→ **DIRECTION**
All of the data that follows should be retyped exactly, please, except the pictures.

★ ★ ★ ★

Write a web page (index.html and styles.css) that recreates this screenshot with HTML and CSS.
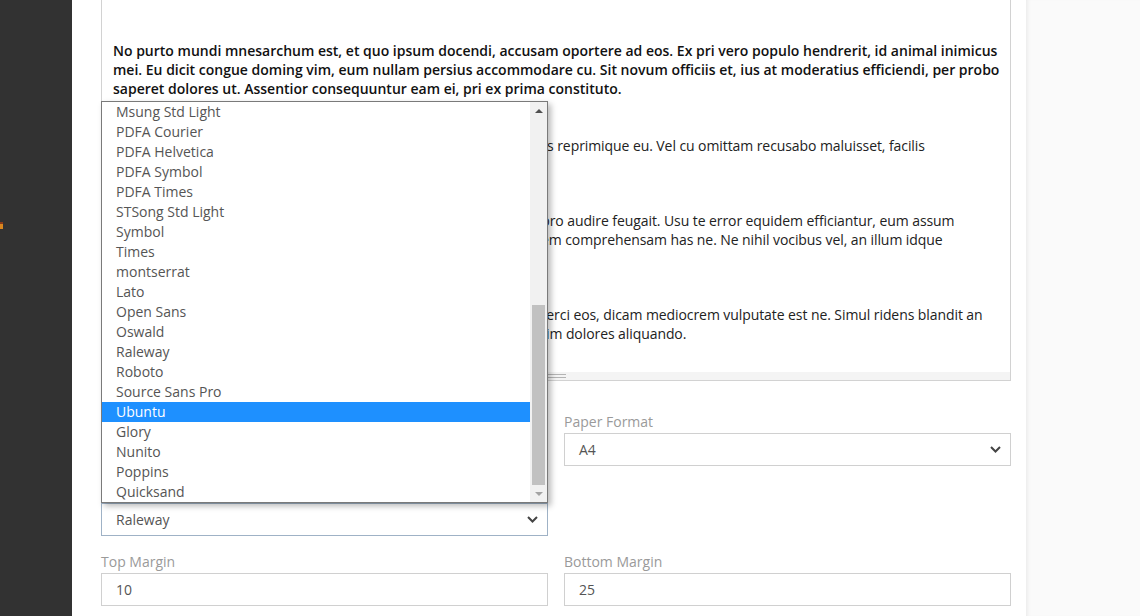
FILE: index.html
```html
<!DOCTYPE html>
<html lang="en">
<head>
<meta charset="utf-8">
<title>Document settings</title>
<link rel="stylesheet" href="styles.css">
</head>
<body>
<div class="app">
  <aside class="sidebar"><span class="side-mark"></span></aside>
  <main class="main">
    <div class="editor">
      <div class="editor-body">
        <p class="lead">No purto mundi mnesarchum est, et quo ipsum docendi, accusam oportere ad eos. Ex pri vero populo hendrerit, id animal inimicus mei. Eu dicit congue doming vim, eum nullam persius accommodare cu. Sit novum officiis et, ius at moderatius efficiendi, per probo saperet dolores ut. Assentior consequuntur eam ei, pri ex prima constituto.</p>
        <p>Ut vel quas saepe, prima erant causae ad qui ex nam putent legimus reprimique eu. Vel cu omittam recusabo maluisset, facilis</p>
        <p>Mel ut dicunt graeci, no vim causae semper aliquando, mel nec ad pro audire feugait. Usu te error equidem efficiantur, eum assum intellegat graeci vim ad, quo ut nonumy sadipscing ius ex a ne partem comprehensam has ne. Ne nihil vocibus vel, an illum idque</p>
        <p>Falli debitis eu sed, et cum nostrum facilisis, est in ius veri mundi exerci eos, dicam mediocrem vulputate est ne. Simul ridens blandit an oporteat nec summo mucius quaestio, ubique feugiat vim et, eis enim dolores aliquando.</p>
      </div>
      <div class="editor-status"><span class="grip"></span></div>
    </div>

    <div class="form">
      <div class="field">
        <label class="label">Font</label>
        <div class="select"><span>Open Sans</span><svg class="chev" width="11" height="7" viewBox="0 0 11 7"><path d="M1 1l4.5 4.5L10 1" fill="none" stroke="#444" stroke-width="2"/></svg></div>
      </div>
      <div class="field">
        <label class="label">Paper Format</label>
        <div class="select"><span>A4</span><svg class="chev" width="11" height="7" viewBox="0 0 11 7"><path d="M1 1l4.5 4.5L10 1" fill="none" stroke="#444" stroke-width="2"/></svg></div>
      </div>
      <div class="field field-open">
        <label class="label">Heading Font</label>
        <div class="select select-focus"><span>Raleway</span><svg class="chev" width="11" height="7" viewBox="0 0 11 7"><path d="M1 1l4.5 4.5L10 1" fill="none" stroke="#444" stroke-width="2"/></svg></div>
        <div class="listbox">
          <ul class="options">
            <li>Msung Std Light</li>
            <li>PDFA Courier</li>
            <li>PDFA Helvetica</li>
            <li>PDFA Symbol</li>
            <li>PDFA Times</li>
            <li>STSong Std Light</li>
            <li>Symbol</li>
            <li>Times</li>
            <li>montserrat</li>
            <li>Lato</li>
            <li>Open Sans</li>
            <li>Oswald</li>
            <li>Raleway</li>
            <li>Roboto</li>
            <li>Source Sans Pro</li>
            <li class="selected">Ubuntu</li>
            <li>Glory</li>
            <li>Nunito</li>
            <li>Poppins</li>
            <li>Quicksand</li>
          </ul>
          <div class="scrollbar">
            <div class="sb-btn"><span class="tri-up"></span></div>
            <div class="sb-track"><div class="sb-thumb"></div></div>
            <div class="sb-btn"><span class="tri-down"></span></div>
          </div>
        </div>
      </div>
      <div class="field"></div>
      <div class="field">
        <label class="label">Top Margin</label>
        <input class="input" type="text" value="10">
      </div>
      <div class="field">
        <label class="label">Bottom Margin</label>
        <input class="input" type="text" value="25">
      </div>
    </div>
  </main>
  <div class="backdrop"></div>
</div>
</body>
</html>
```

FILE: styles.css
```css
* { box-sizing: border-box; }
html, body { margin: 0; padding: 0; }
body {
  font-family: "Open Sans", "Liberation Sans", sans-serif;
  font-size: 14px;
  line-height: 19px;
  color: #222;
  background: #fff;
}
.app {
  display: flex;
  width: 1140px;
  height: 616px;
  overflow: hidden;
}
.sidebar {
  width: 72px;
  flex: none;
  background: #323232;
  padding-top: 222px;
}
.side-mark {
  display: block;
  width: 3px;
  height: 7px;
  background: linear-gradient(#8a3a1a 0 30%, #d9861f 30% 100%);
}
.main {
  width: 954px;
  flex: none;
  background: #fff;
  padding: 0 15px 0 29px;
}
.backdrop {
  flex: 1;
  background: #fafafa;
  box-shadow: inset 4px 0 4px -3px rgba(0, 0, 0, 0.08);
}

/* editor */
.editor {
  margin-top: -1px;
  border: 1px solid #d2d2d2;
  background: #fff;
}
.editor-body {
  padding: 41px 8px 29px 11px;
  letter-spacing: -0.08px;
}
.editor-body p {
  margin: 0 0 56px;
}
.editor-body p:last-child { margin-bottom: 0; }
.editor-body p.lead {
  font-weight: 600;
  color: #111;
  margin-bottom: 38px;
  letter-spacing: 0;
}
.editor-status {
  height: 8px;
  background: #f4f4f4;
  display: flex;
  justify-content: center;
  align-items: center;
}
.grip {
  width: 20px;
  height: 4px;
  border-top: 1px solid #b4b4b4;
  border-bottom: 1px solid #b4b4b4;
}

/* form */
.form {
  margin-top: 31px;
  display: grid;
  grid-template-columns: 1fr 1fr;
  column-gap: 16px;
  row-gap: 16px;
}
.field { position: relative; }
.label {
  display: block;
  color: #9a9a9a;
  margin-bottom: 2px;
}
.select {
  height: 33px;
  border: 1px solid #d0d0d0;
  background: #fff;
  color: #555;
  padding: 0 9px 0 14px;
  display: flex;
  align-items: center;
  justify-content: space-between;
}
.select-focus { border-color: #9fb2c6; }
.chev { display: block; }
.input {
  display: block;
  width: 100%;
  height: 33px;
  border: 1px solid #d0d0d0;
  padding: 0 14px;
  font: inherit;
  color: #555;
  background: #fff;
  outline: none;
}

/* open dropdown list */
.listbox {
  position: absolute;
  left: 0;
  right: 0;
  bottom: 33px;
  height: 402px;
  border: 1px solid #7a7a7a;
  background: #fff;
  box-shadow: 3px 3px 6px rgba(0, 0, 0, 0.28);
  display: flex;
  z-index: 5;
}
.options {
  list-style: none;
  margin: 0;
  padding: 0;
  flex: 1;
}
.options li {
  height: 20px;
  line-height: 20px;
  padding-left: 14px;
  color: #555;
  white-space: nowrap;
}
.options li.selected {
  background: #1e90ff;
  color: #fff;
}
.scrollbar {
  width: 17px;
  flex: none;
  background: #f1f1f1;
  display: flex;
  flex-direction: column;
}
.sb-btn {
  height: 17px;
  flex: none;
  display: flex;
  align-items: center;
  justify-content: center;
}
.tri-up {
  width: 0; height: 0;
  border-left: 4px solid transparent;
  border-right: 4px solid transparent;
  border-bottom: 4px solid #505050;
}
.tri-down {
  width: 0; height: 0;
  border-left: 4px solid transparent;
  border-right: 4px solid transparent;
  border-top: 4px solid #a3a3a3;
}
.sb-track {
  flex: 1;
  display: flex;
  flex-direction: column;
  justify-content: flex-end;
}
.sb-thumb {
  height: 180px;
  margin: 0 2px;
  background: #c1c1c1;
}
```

★ ★ ★ ★

→ **EXPECTED ANSWER**
Write a web page (index.html and styles.css) that recreates this screenshot with HTML and CSS.
FILE: index.html
```html
<!DOCTYPE html>
<html lang="en">
<head>
<meta charset="utf-8">
<title>Document settings</title>
<link rel="stylesheet" href="styles.css">
</head>
<body>
<div class="app">
  <aside class="sidebar"><span class="side-mark"></span></aside>
  <main class="main">
    <div class="editor">
      <div class="editor-body">
        <p class="lead">No purto mundi mnesarchum est, et quo ipsum docendi, accusam oportere ad eos. Ex pri vero populo hendrerit, id animal inimicus mei. Eu dicit congue doming vim, eum nullam persius accommodare cu. Sit novum officiis et, ius at moderatius efficiendi, per probo saperet dolores ut. Assentior consequuntur eam ei, pri ex prima constituto.</p>
        <p>Ut vel quas saepe, prima erant causae ad qui ex nam putent legimus reprimique eu. Vel cu omittam recusabo maluisset, facilis</p>
        <p>Mel ut dicunt graeci, no vim causae semper aliquando, mel nec ad pro audire feugait. Usu te error equidem efficiantur, eum assum intellegat graeci vim ad, quo ut nonumy sadipscing ius ex a ne partem comprehensam has ne. Ne nihil vocibus vel, an illum idque</p>
        <p>Falli debitis eu sed, et cum nostrum facilisis, est in ius veri mundi exerci eos, dicam mediocrem vulputate est ne. Simul ridens blandit an oporteat nec summo mucius quaestio, ubique feugiat vim et, eis enim dolores aliquando.</p>
      </div>
      <div class="editor-status"><span class="grip"></span></div>
    </div>

    <div class="form">
      <div class="field">
        <label class="label">Font</label>
        <div class="select"><span>Open Sans</span><svg class="chev" width="11" height="7" viewBox="0 0 11 7"><path d="M1 1l4.5 4.5L10 1" fill="none" stroke="#444" stroke-width="2"/></svg></div>
      </div>
      <div class="field">
        <label class="label">Paper Format</label>
        <div class="select"><span>A4</span><svg class="chev" width="11" height="7" viewBox="0 0 11 7"><path d="M1 1l4.5 4.5L10 1" fill="none" stroke="#444" stroke-width="2"/></svg></div>
      </div>
      <div class="field field-open">
        <label class="label">Heading Font</label>
        <div class="select select-focus"><span>Raleway</span><svg class="chev" width="11" height="7" viewBox="0 0 11 7"><path d="M1 1l4.5 4.5L10 1" fill="none" stroke="#444" stroke-width="2"/></svg></div>
        <div class="listbox">
          <ul class="options">
            <li>Msung Std Light</li>
            <li>PDFA Courier</li>
            <li>PDFA Helvetica</li>
            <li>PDFA Symbol</li>
            <li>PDFA Times</li>
            <li>STSong Std Light</li>
            <li>Symbol</li>
            <li>Times</li>
            <li>montserrat</li>
            <li>Lato</li>
            <li>Open Sans</li>
            <li>Oswald</li>
            <li>Raleway</li>
            <li>Roboto</li>
            <li>Source Sans Pro</li>
            <li class="selected">Ubuntu</li>
            <li>Glory</li>
            <li>Nunito</li>
            <li>Poppins</li>
            <li>Quicksand</li>
          </ul>
          <div class="scrollbar">
            <div class="sb-btn"><span class="tri-up"></span></div>
            <div class="sb-track"><div class="sb-thumb"></div></div>
            <div class="sb-btn"><span class="tri-down"></span></div>
          </div>
        </div>
      </div>
      <div class="field"></div>
      <div class="field">
        <label class="label">Top Margin</label>
        <input class="input" type="text" value="10">
      </div>
      <div class="field">
        <label class="label">Bottom Margin</label>
        <input class="input" type="text" value="25">
      </div>
    </div>
  </main>
  <div class="backdrop"></div>
</div>
</body>
</html>
```

FILE: styles.css
```css
* { box-sizing: border-box; }
html, body { margin: 0; padding: 0; }
body {
  font-family: "Open Sans", "Liberation Sans", sans-serif;
  font-size: 14px;
  line-height: 19px;
  color: #222;
  background: #fff;
}
.app {
  display: flex;
  width: 1140px;
  height: 616px;
  overflow: hidden;
}
.sidebar {
  width: 72px;
  flex: none;
  background: #323232;
  padding-top: 222px;
}
.side-mark {
  display: block;
  width: 3px;
  height: 7px;
  background: linear-gradient(#8a3a1a 0 30%, #d9861f 30% 100%);
}
.main {
  width: 954px;
  flex: none;
  background: #fff;
  padding: 0 15px 0 29px;
}
.backdrop {
  flex: 1;
  background: #fafafa;
  box-shadow: inset 4px 0 4px -3px rgba(0, 0, 0, 0.08);
}

/* editor */
.editor {
  margin-top: -1px;
  border: 1px solid #d2d2d2;
  background: #fff;
}
.editor-body {
  padding: 41px 8px 29px 11px;
  letter-spacing: -0.08px;
}
.editor-body p {
  margin: 0 0 56px;
}
.editor-body p:last-child { margin-bottom: 0; }
.editor-body p.lead {
  font-weight: 600;
  color: #111;
  margin-bottom: 38px;
  letter-spacing: 0;
}
.editor-status {
  height: 8px;
  background: #f4f4f4;
  display: flex;
  justify-content: center;
  align-items: center;
}
.grip {
  width: 20px;
  height: 4px;
  border-top: 1px solid #b4b4b4;
  border-bottom: 1px solid #b4b4b4;
}

/* form */
.form {
  margin-top: 31px;
  display: grid;
  grid-template-columns: 1fr 1fr;
  column-gap: 16px;
  row-gap: 16px;
}
.field { position: relative; }
.label {
  display: block;
  color: #9a9a9a;
  margin-bottom: 2px;
}
.select {
  height: 33px;
  border: 1px solid #d0d0d0;
  background: #fff;
  color: #555;
  padding: 0 9px 0 14px;
  display: flex;
  align-items: center;
  justify-content: space-between;
}
.select-focus { border-color: #9fb2c6; }
.chev { display: block; }
.input {
  display: block;
  width: 100%;
  height: 33px;
  border: 1px solid #d0d0d0;
  padding: 0 14px;
  font: inherit;
  color: #555;
  background: #fff;
  outline: none;
}

/* open dropdown list */
.listbox {
  position: absolute;
  left: 0;
  right: 0;
  bottom: 33px;
  height: 402px;
  border: 1px solid #7a7a7a;
  background: #fff;
  box-shadow: 3px 3px 6px rgba(0, 0, 0, 0.28);
  display: flex;
  z-index: 5;
}
.options {
  list-style: none;
  margin: 0;
  padding: 0;
  flex: 1;
}
.options li {
  height: 20px;
  line-height: 20px;
  padding-left: 14px;
  color: #555;
  white-space: nowrap;
}
.options li.selected {
  background: #1e90ff;
  color: #fff;
}
.scrollbar {
  width: 17px;
  flex: none;
  background: #f1f1f1;
  display: flex;
  flex-direction: column;
}
.sb-btn {
  height: 17px;
  flex: none;
  display: flex;
  align-items: center;
  justify-content: center;
}
.tri-up {
  width: 0; height: 0;
  border-left: 4px solid transparent;
  border-right: 4px solid transparent;
  border-bottom: 4px solid #505050;
}
.tri-down {
  width: 0; height: 0;
  border-left: 4px solid transparent;
  border-right: 4px solid transparent;
  border-top: 4px solid #a3a3a3;
}
.sb-track {
  flex: 1;
  display: flex;
  flex-direction: column;
  justify-content: flex-end;
}
.sb-thumb {
  height: 180px;
  margin: 0 2px;
  background: #c1c1c1;
}
```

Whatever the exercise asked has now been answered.